** BEGIN Source data **

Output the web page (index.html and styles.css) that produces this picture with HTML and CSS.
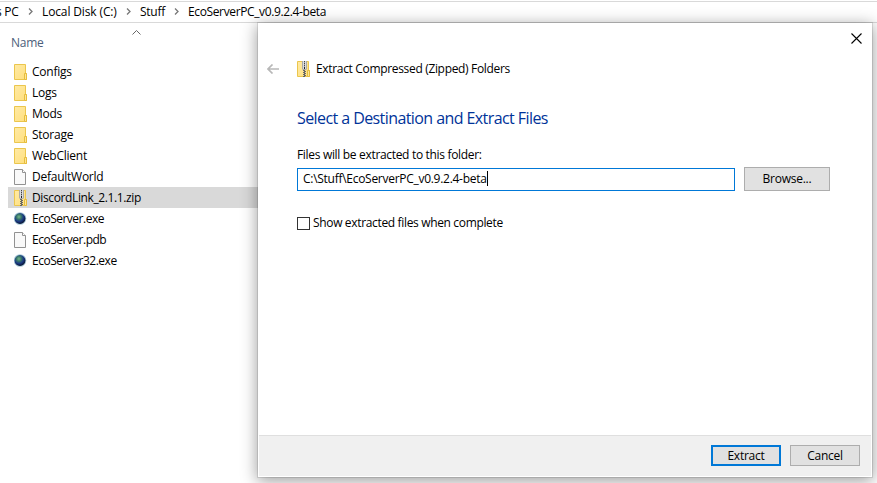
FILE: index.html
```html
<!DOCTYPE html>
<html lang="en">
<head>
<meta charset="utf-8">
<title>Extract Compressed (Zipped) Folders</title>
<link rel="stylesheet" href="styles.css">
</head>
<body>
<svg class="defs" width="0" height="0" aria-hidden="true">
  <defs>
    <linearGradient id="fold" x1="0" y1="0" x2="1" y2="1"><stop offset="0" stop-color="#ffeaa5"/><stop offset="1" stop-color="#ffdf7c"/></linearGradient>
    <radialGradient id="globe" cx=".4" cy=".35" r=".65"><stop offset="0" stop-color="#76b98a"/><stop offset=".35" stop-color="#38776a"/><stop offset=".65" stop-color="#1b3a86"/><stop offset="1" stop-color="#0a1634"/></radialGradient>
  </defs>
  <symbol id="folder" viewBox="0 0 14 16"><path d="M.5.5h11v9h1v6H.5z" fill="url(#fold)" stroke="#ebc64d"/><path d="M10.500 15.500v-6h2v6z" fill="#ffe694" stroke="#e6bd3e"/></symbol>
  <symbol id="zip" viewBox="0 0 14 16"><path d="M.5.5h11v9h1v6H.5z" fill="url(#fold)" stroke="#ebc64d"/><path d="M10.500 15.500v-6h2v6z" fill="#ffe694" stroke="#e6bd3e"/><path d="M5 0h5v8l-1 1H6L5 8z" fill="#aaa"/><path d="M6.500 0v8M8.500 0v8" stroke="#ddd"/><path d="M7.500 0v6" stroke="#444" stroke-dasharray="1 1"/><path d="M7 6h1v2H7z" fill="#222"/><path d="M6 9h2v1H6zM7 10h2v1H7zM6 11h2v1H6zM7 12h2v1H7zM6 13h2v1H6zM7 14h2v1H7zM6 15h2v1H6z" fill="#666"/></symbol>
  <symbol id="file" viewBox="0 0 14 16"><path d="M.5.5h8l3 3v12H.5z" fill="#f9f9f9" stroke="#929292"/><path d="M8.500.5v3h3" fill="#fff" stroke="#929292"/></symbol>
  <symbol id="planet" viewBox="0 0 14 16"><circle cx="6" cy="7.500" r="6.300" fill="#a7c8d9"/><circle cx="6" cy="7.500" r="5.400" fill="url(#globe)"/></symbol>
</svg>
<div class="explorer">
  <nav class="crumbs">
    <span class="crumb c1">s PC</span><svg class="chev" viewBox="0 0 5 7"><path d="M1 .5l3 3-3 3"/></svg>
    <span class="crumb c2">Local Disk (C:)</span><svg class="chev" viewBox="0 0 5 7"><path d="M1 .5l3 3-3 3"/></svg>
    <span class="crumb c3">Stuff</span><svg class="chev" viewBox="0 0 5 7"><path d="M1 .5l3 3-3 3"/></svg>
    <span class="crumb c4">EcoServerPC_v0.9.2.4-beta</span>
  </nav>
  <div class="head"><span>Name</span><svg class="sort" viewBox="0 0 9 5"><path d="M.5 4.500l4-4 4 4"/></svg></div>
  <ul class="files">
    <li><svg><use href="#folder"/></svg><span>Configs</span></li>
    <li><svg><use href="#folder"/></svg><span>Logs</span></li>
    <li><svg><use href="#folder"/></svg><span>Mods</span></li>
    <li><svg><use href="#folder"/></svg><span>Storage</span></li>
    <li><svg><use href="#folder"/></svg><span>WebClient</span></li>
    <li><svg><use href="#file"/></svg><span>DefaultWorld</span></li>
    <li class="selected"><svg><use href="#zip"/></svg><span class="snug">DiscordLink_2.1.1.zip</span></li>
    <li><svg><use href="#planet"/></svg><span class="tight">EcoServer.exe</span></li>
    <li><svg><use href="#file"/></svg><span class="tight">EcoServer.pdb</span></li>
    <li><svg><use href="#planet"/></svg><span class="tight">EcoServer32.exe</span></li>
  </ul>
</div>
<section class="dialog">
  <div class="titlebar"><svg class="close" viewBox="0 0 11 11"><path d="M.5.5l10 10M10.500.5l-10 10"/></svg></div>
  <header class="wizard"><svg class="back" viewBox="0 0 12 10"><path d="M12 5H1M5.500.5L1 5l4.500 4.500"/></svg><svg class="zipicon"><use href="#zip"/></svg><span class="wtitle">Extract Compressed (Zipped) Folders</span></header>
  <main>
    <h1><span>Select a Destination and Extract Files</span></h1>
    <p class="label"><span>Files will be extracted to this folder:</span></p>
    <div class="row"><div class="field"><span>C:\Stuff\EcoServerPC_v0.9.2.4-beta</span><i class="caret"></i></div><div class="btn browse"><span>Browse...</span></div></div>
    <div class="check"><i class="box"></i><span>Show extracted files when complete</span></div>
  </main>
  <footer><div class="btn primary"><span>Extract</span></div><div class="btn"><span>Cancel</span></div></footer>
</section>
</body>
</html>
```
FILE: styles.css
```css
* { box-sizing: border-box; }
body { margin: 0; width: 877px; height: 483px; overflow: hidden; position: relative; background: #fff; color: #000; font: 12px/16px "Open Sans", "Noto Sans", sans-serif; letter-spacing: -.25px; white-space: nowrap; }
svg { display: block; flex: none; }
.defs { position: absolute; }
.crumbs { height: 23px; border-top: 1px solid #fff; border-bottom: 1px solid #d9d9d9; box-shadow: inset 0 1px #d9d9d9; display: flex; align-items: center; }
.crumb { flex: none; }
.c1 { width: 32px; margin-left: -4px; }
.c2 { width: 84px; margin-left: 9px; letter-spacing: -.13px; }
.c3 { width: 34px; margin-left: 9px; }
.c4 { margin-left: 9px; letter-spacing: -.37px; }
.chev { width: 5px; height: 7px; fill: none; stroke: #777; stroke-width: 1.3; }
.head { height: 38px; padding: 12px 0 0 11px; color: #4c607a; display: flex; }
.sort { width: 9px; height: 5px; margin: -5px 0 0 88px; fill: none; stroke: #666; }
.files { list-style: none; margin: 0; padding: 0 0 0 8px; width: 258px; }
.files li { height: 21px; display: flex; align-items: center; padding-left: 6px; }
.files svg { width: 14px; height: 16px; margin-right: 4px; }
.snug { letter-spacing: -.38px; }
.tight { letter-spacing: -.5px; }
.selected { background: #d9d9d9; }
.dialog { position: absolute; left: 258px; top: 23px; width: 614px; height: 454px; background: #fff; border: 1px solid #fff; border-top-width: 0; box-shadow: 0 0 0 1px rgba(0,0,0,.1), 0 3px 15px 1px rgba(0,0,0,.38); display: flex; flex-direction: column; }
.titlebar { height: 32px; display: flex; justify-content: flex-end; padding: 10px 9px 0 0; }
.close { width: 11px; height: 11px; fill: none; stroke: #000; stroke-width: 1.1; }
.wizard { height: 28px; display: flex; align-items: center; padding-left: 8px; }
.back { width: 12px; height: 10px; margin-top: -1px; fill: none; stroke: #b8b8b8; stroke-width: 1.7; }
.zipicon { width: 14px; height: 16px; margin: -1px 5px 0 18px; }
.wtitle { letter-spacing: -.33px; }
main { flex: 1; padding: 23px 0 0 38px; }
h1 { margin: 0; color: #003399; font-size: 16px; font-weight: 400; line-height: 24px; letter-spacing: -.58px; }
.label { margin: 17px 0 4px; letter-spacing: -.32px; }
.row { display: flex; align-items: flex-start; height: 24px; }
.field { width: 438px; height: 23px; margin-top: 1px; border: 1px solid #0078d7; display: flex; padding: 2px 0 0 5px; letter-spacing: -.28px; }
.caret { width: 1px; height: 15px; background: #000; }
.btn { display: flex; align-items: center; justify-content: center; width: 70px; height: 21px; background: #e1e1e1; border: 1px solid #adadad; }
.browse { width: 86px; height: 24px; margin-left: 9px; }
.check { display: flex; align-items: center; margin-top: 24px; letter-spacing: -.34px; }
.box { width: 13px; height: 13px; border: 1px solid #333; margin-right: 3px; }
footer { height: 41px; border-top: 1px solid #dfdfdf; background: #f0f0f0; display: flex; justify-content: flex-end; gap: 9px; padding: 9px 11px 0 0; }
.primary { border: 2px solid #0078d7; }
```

** END Source data **

Only a number is wanted: how many lines of the material above hold "index"?

- [Task result]
2